Friday, April 3, 2009

Stop Making Sense



If Salvador Dali is the king of Surrealism, Max Ernst is the court jester. Born April 2, 1891, Ernst took the absurdity of Surrealism and Dada and emphasized the humor of the joke of reality over the existential angst accompanying the loss of rationality. In Aquis Submersus (above, from 1919), a doll-like figure with a handlebar mustache stands at the edge of a swimming pool surrounded by buildings. The buildings, however, seem more like two-dimensional stage backdrops. Their shadows appear behind as if projected onto a wall. The moon reflected in the water turns out to be a clock hung high above the scene. It is as if one of Giorgio de Chirico’s ominously unpopulated towns had been recreated by a grade school class for the school play. Ernst certainly knew of de Chirico’s art and is playing off of him here. de Chirico actually resisted the label of Surrealist, so Ernst may be trying to help him out here by showing how a little absurdity could be injected into de Chirico’s surreal seriousness.


For Ernst and other Surrealists and Dadaists, every scrap of the world around them was fodder for foolishness. In The Hat Makes the Man (above, from 1920), Ernst cut out pictures of hats from catalogues, pasted them to a page, and linked them with lines of color to “make” living creatures roaming across the page. Always the clown, Ernst puns visually on the idea of “the hat makes the man” and literally constructs a “man” out of hats. Ernst claimed that the pictures of the hats and other bourgeois items for sale “provoked” him to action. Freud, in many ways the Surrealist’s best friend, saw hats as symbolizing repressed desire, literally keeping a lid on the id. Ernst runs with that idea and creates phallic columns of writhing hats struggling to keep things tidy. Just as Rene Magritte would later use bowler hats to stand in for the erasure of the modern man’s sense of self, Ernst uses hats to signify the fruitless struggle to cover up human urges.

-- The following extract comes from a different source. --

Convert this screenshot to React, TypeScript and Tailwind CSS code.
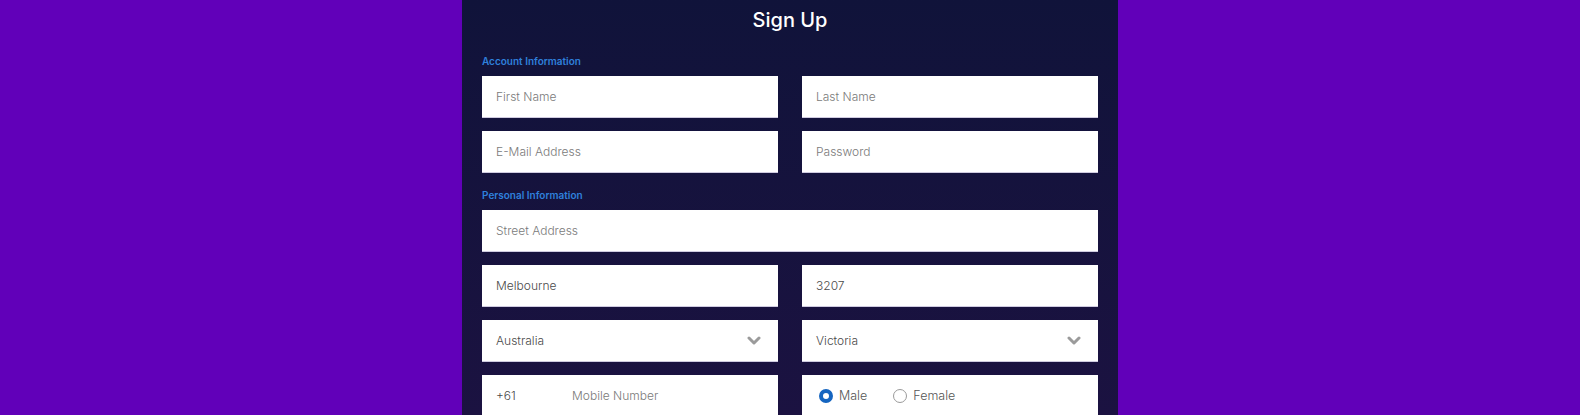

Ernst’s Ubu Imperator (above, from 1923) pays homage to the father of Dadaism, Alfred Jarry. Jarry’s 1896 play Ubu Roi inspired generations of European artists to “stop making sense” and thus deny the conditions of society presented by authority. Jarry founded the fake science of 'Pataphysics, or "the science of imaginary solutions, which symbolically attributes the properties of objects, described by their virtuality, to their lineaments," as Jarry unhelpfully described it. Like The Hat Makes the Man, Ubu Imperator is an individual made up entirely of accoutrements. Whatever animates the clothing might be human, but we’re not sure. All we know is that the clothing, which represents the commercialism and standards of a society, however vain and cruel, is coming our way. The great paradox of Ernst’s work is that while it almost never depicts a recognizable human, it contains a great deal of humanism. I look at some of Dali’s paintings and feel only sadness and horror at how they tear open the inhumanity of the world. When I look at Ernst and his covered-up characters, I laugh and feel hopeful that there’s something still worthwhile deep inside.